第14話 負け試合も勝利の快感 

 敦也は自分の組み立てたストーリーを何度も何度も壊し、組み立ててはまた壊す作業を続けた。あれ以来新しい写真は来なくなった。

 敦也は自分で冴子の行動を確かめられる方法として、エスパルスの日程表を見た。

 すると明治安田生命カップのエスパルス対FC東京戦が、味の素スタジアムで行われることになっていた。

 試合が行われるのは明後日である。チケットセンターに問い合わせると、チケットは2枚確保できた。

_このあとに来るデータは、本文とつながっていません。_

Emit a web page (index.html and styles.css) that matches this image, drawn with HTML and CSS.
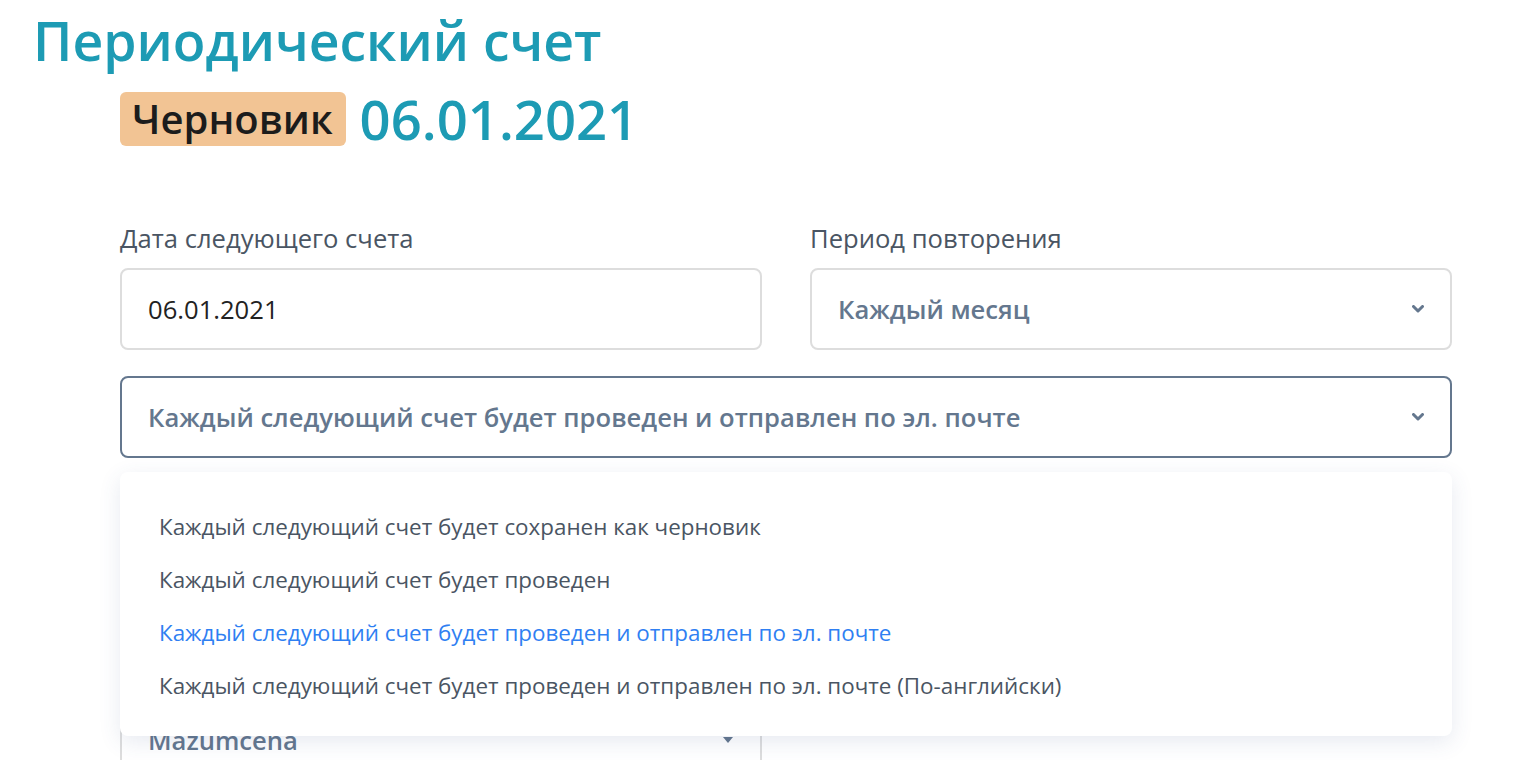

 冴子が喜んで敦也のデートの申し込みに応じるとすれば、これが最良の手段と考えた。


 冴子のメルセデスは敦也を助手席に乗せ、中央高速を走る。調布インターを降りると甲州街道になる。まもなく味の素スタジアムが見えてくる。

 東京スタジアムとも呼ばれるこの競技場は、父が送ってくれたチケットで来たことがあった。あの時も相手はFC東京だった。FC東京のフランチャイズであるから当然であるがアウエーの風をまともに受けた。あの時は翔馬に久しぶりに会った日でもあった。

 冴子は翔馬のことはなにも思いだすことも、考えることもなかったが敦也は違う。

 この競技場で確認したいことがあった。


 エールの交換が終わり、キックオフ。エスパルスは終始劣勢である。前半を終わり、2対0 でハーフタイムとなった。


「冴子、ちょっとのキーを貸してくれないか?」

「どうしたの?駐車場は遠いわよ」

「ちょっと忘れ物をした」


 冴子からキーを預かった敦也は駐車場へ向かった。敦也はエンジンをかけナビゲーションシステムを操作する。初めて座るメルセデスのナビはBMWとは違う。設定も冴子に合わせてある。敦也が知りたいのは履歴と登録である。

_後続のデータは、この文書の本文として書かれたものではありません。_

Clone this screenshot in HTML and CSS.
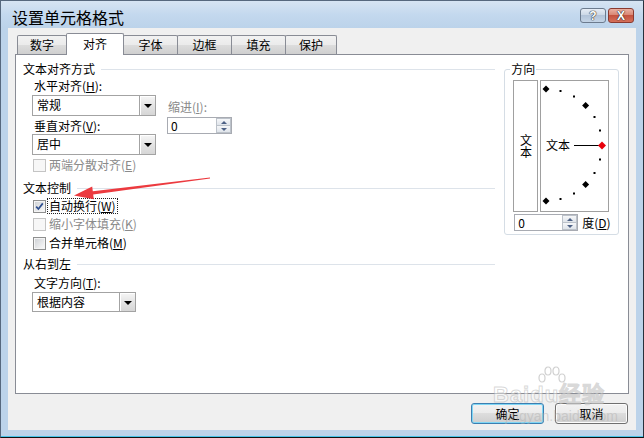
FILE: index.html
```html
<!DOCTYPE html>
<html lang="zh-CN">
<head>
  <meta charset="UTF-8" />
  <title>设置单元格格式</title>
  <link rel="stylesheet" href="styles.css">
</head>
<body>
  <div class="window">
    <div class="titlebar">
      <span class="title">设置单元格格式</span>
      <div class="caption-btns">
        <span class="cap-btn help">?</span>
        <span class="cap-btn close">X</span>
      </div>
    </div>

    <div class="content">
      <div class="tabs">
        <div class="tab">数字</div>
        <div class="tab active">对齐</div>
        <div class="tab">字体</div>
        <div class="tab">边框</div>
        <div class="tab">填充</div>
        <div class="tab">保护</div>
      </div>

      <div class="panel">
        <div class="left">
          <div class="section-title"><span>文本对齐方式</span></div>
          <div class="section-body">
            <div class="align-row">
              <div class="align-col">
                <div class="label">水平对齐(<u>H</u>):</div>
                <div class="combo combo-wide">
                  <span class="combo-text">常规</span>
                  <span class="combo-btn"><i class="tri"></i></span>
                </div>
                <div class="label label-gap">垂直对齐(<u>V</u>):</div>
                <div class="combo combo-wide combo-tight">
                  <span class="combo-text">居中</span>
                  <span class="combo-btn"><i class="tri"></i></span>
                </div>
              </div>
              <div class="indent-col">
                <div class="label disabled">缩进(<u>I</u>):</div>
                <div class="spin indent-spin">
                  <span class="spin-text">0</span>
                  <span class="spin-btns">
                    <span class="spin-up"><i class="tri-up"></i></span>
                    <span class="spin-down"><i class="tri-down"></i></span>
                  </span>
                </div>
              </div>
            </div>
            <div class="check small disabled">
              <span class="box"></span>
              <span class="check-label">两端分散对齐(<u>E</u>)</span>
            </div>
          </div>

          <div class="section-title sec-control"><span>文本控制</span></div>
          <div class="section-body">
            <div class="check first checked">
              <span class="box">
                <svg width="9" height="9" viewBox="0 0 9 9"><path d="M1.2 4.6 L3.4 7 L7.8 1.4" fill="none" stroke="#2d4e8f" stroke-width="1.7"/></svg>
              </span>
              <span class="check-label focused">自动换行(<u>W</u>)</span>
            </div>
            <div class="check second disabled">
              <span class="box"></span>
              <span class="check-label">缩小字体填充(<u>K</u>)</span>
            </div>
            <div class="check third">
              <span class="box"></span>
              <span class="check-label">合并单元格(<u>M</u>)</span>
            </div>
          </div>

          <div class="section-title sec-rtl"><span>从右到左</span></div>
          <div class="section-body">
            <div class="label label-dir">文字方向(<u>T</u>):</div>
            <div class="combo combo-dir">
              <span class="combo-text">根据内容</span>
              <span class="combo-btn"><i class="tri"></i></span>
            </div>
          </div>
        </div>

        <fieldset class="orient">
          <legend>方向</legend>
          <div class="orient-boxes">
            <div class="vtext"><span>文本</span></div>
            <div class="dial">
              <svg width="67" height="130" viewBox="0 0 67 130">
                <g fill="#000">
                  <path d="M5 4.5 L8.5 8 L5 11.5 L1.5 8 Z"/>
                  <rect x="18.5" y="9" width="2" height="2"/>
                  <rect x="32" y="14.5" width="2" height="2"/>
                  <path d="M44.6 20.9 L48.1 24.4 L44.6 27.9 L41.1 24.4 Z"/>
                  <rect x="52.5" y="35" width="2" height="2"/>
                  <rect x="58" y="48.5" width="2" height="2"/>
                  <rect x="58" y="77.5" width="2" height="2"/>
                  <rect x="52.5" y="91" width="2" height="2"/>
                  <path d="M44.6 100.1 L48.1 103.6 L44.6 107.1 L41.1 103.6 Z"/>
                  <rect x="32" y="111.5" width="2" height="2"/>
                  <rect x="18.5" y="117" width="2" height="2"/>
                  <path d="M5 116.5 L8.5 120 L5 123.5 L1.5 120 Z"/>
                </g>
                <line x1="33" y1="64.5" x2="58" y2="64.5" stroke="#000" stroke-width="1"/>
                <path d="M61 60.5 L65 64.5 L61 68.5 L57 64.5 Z" fill="#e8000b"/>
                <text x="5" y="69" font-size="12" font-family="Noto Sans CJK SC, sans-serif">文本</text>
              </svg>
            </div>
          </div>
          <div class="degree-row">
            <div class="spin degree-spin">
              <span class="spin-text">0</span>
              <span class="spin-btns">
                <span class="spin-up"><i class="tri-up"></i></span>
                <span class="spin-down"><i class="tri-down"></i></span>
              </span>
            </div>
            <span class="degree-label">度(<u>D</u>)</span>
          </div>
        </fieldset>
      </div>

      <div class="footer">
        <span class="btn default">确定</span>
        <span class="btn">取消</span>
      </div>
    </div>

    <!-- annotation arrow drawn over the dialog -->
    <svg class="arrow" width="644" height="438" viewBox="0 0 644 438">
      <polygon points="74,195.5 93.8,199.2 93.2,194.4 210,178.4 210,177.6 92.8,191.2 92.2,186.6" fill="#ec3a3f"/>
    </svg>

    <div class="watermark">
      <svg class="paw" width="34" height="22" viewBox="0 0 34 22">
        <g fill="none" stroke="rgba(170,170,170,0.55)" stroke-width="1.2">
          <ellipse cx="7" cy="12" rx="3" ry="4"/>
          <ellipse cx="13" cy="5" rx="3" ry="4"/>
          <ellipse cx="21" cy="5" rx="3" ry="4"/>
          <ellipse cx="27" cy="12" rx="3" ry="4"/>
        </g>
      </svg>
      <div class="wm-main">Baidu经验</div>
      <div class="wm-url">jingyan.baidu.com</div>
    </div>
  </div>
</body>
</html>
```

FILE: styles.css
```css
* {
  box-sizing: border-box;
}

body {
  margin: 0;
  font-family: "Noto Sans CJK SC", "Liberation Sans", sans-serif;
  font-size: 12px;
  color: #000;
  background: #bcd3ea;
}

u {
  text-decoration: underline;
  text-underline-offset: 1px;
}

.window {
  position: relative;
  width: 644px;
  height: 438px;
  display: flex;
  flex-direction: column;
  padding: 0 7px 7px 7px;
  border: 1px solid #56687e;
  border-right-color: #27313d;
  border-bottom-color: #111;
  background: linear-gradient(#d6e4f3, #c3d8ee 14px, #bcd3ea 27px, #bcd3ea);
  box-shadow: inset 0 -1px 0 #48c3e8;
}

.titlebar {
  height: 27px;
  margin: 0 -7px;
  padding: 0 9px 0 11px;
  display: flex;
  justify-content: space-between;
  align-items: flex-start;
}

.title {
  margin-top: 6px;
  font-size: 16px;
  line-height: 20px;
}

.caption-btns {
  display: flex;
  gap: 2px;
  margin-top: 7px;
}

.cap-btn {
  width: 26px;
  height: 15px;
  border-radius: 3px;
  display: flex;
  align-items: center;
  justify-content: center;
  font-family: "Liberation Sans", sans-serif;
  font-weight: bold;
  font-size: 12px;
  color: #fff;
  text-shadow: 0 0 1px #333, 0 0 1px #333, 0 0 1px #333;
}

.help {
  border: 1px solid #6c7b8e;
  background: linear-gradient(#e6edf5, #c9d6e5 50%, #b3c4d9 50%, #c4d4e6);
}

.close {
  border: 1px solid #8a3a30;
  background: linear-gradient(#eab0a2, #d7826f 50%, #c4523f 50%, #d5705a);
}

.content {
  flex: 1;
  display: flex;
  flex-direction: column;
  padding: 5px 7px 0 7px;
  background: #f0f0f0;
}

/* tabs */

.tabs {
  height: 21px;
  margin-left: 2px;
  display: flex;
  align-items: flex-end;
  position: relative;
  z-index: 1;
}

.tab {
  height: 19px;
  margin-left: -1px;
  border: 1px solid #898c95;
  border-bottom: none;
  border-radius: 2px 2px 0 0;
  background: linear-gradient(#f2f2f2, #ebebeb 50%, #dddddd 50%, #cfcfcf);
  text-align: center;
  line-height: 18px;
}

.tab:nth-child(1) { width: 50px; margin-left: 0; }
.tab:nth-child(2) { width: 58px; }
.tab:nth-child(3) { width: 55px; }
.tab:nth-child(4) { width: 55px; }
.tab:nth-child(5) { width: 55px; }
.tab:nth-child(6) { width: 52px; }

.tab.active {
  height: 22px;
  margin-bottom: -1px;
  background: #fff;
  line-height: 20px;
  position: relative;
  z-index: 2;
}

/* tab page */

.panel {
  height: 340px;
  display: flex;
  align-items: flex-start;
  padding: 7px 9px 0 7px;
  border: 1px solid #898c95;
  background: #fff;
}

.left {
  width: 473px;
}

.section-title {
  height: 14px;
  line-height: 14px;
  display: flex;
  align-items: center;
}

.section-title::after {
  content: "";
  flex: 1;
  height: 1px;
  margin-left: 6px;
  background: #dde3ea;
}

.sec-control {
  margin-top: 9px;
}

.sec-rtl {
  margin-top: 6px;
}

.section-body {
  padding-left: 10px;
}

.label {
  height: 14px;
  line-height: 14px;
  padding-left: 1px;
}

.disabled,
.disabled .check-label {
  color: #8a8a8a;
}

.align-row {
  display: flex;
  margin-top: 3px;
}

.align-col {
  width: 124px;
}

.label-gap {
  margin-top: 3px;
}

.indent-col {
  margin-left: 10px;
  padding-top: 21px;
}

.indent-spin {
  margin-top: 3px;
  width: 65px;
}

/* combo boxes */

.combo {
  display: flex;
  height: 21px;
  margin-left: -1px;
  border: 1px solid #a3a3a3;
  background: #fff;
}

.combo-wide {
  width: 124px;
  margin-top: 2px;
}

.combo-tight {
  margin-top: 1px;
}

.combo-dir {
  width: 104px;
  height: 20px;
  margin-top: 2px;
}

.combo-text {
  flex: 1;
  padding-left: 4px;
  line-height: 18px;
}

.combo-btn {
  width: 16px;
  display: flex;
  align-items: center;
  justify-content: center;
  border-left: 1px solid #a3a3a3;
  background: linear-gradient(#f6f6f6, #e4e4e4 50%, #d6d6d6);
  box-shadow: inset 1px 1px 0 #fff;
}

.tri {
  width: 0;
  height: 0;
  border-left: 4px solid transparent;
  border-right: 4px solid transparent;
  border-top: 4px solid #000;
  margin-top: 1px;
}

/* spinners */

.spin {
  display: flex;
  flex-shrink: 0;
  height: 17px;
  border: 1px solid #a8abb2;
  background: #fff;
}

.spin-text {
  flex: 1;
  padding-left: 3px;
  line-height: 15px;
}

.spin-btns {
  width: 15px;
  display: flex;
  flex-direction: column;
}

.spin-up,
.spin-down {
  flex: 1;
  display: flex;
  align-items: center;
  justify-content: center;
  border: 1px solid #bcc2ca;
  background: linear-gradient(#f6f7f9, #dfe4ea);
}

.spin-down {
  border-top: none;
}

.tri-up,
.tri-down {
  width: 0;
  height: 0;
  border-left: 3px solid transparent;
  border-right: 3px solid transparent;
}

.tri-up {
  border-bottom: 3px solid #4d6185;
}

.tri-down {
  border-top: 3px solid #4d6185;
}

/* check boxes */

.check {
  display: flex;
  align-items: center;
  height: 16px;
}

.check.small {
  height: 14px;
  margin-top: 3px;
}

.check.first { margin-top: 3px; }
.check.second { margin-top: 2px; }
.check.third { margin-top: 3px; }

.box {
  width: 13px;
  height: 13px;
  padding: 1px;
  display: flex;
  align-items: center;
  justify-content: center;
  border: 1px solid #8e8f8f;
  background: linear-gradient(135deg, #d0d3d7, #f8f8f8) content-box, #f4f4f4;
}

.disabled .box {
  border-color: #c4c4c4;
  background: #f7f7f7;
}

.check-label {
  margin-left: 1px;
  padding: 0 1px;
  height: 16px;
  line-height: 14px;
  border: 1px dotted transparent;
}

.check.small .check-label {
  height: 14px;
  line-height: 12px;
}

.check-label.focused {
  border-color: #222;
}

.label-dir {
  margin-top: 5px;
}

/* orientation */

.orient {
  width: 115px;
  margin: 0 0 0 9px;
  padding: 0 9px 3px 8px;
  border: 1px solid #d5dde5;
  border-radius: 3px;
  min-inline-size: 0;
}

.orient legend {
  margin-left: -3px;
  padding: 0 1px;
  line-height: 14px;
}

.orient-boxes {
  display: flex;
  gap: 2px;
  height: 132px;
  margin-top: 4px;
}

.vtext {
  width: 25px;
  display: flex;
  align-items: center;
  justify-content: center;
  border: 1px solid #a0a0a0;
}

.vtext span {
  writing-mode: vertical-rl;
  line-height: 12px;
}

.dial {
  width: 69px;
  border: 1px solid #a0a0a0;
}

.dial svg {
  display: block;
}

.degree-row {
  display: flex;
  align-items: center;
  margin-top: 2px;
  margin-right: -12px;
}

.degree-spin {
  width: 64px;
  margin-left: 1px;
}

.degree-label {
  margin-left: 4px;
  white-space: nowrap;
}

/* footer buttons */

.footer {
  display: flex;
  justify-content: flex-end;
  gap: 11px;
  margin-top: 9px;
  padding-right: 1px;
}

.btn {
  width: 73px;
  height: 21px;
  display: flex;
  align-items: center;
  justify-content: center;
  border: 1px solid #707070;
  border-radius: 3px;
  background: linear-gradient(#f2f2f2, #ebebeb 50%, #dddddd 50%, #cfcfcf);
  box-shadow: inset 0 0 0 1px #fcfcfc;
}

.btn.default {
  border-color: #3c7fb1;
  box-shadow: inset 0 0 0 1px #7fd6f5;
}

/* overlays */

.arrow {
  position: absolute;
  left: -1px;
  top: -1px;
  pointer-events: none;
}

.watermark {
  position: absolute;
  left: 492px;
  top: 363px;
  width: 130px;
  pointer-events: none;
}

.paw {
  position: absolute;
  left: 42px;
  top: 2px;
}

.wm-main {
  position: absolute;
  left: 0;
  top: 12px;
  font-family: "Liberation Sans", sans-serif;
  font-size: 22px;
  font-weight: bold;
  letter-spacing: 1px;
  color: rgba(255, 255, 255, 0.45);
  -webkit-text-stroke: 1px rgba(170, 170, 170, 0.45);
}

.wm-url {
  position: absolute;
  left: 12px;
  top: 44px;
  font-family: "Liberation Sans", sans-serif;
  font-size: 14px;
  color: rgba(175, 175, 175, 0.45);
}
```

 先ずは登録先を見た。病院、区役所、美容院、他にも幾つかあったが敦也には関係がない。よかった、ホテルは無かった。横浜方面にも行った履歴はなかった。敦也はほっとした。 


 登録を見るとある住所の登録があったので、その住所を検索すると学校のマークがあった。ここに10回ほど行っている。ここには学校のほかに何があるのか分からない。友達の家かも知れない。

 冴子を疑っていた先程までとは違って、久しぶりにスッキリとした気分になった。

 冴子の行動を調べようとこんな手段を使ったことを謝りたくなった。

「冴子ごめん」と、心の中でわびた。


 後半戦が始まってもエスパルスは劣勢である。だが気持ちが軽くなった敦也は冴子とともに精一杯の声援を送った。結果は 4対0 の惨敗であった。

 冴子は残念そうだったが敦也は嬉しくてたまらない。

 ふたりは浜松町駅近くのホテルのレストランで食事をした。

 冴子にとっては残念会。敦也にとっては祝勝会であった。

 レストランの上階のホテルも当然予約されている。


 ホテルの位置はFC東京の親会社、東京ガス本社と、エスパルスの親会社鈴与東京支店の中間にある。ホテルの窓から両社のビルは見えないがベッドの上では両チームの代理ゲームのキックオフとなる。

 冴子は負けた悔しさを。敦也は勝利の感激を。ふたりは肉弾をぶつけあった。

 結果は 2対2 。たがいの健闘をたたえ長いキスのホイッスルで熱い戦いは終了し  

 た。

 冴子はホテルの窓から外を見た。東京タワーが目の前にみえた。その後ろの方向にマンションが位置する。目には見えないが少年に通信した。


  「今夜は遠くにいるの、ごねんね」

  「試合、残念だったね」


  今夜の冴子と少年の光通信は遠距離通信であった。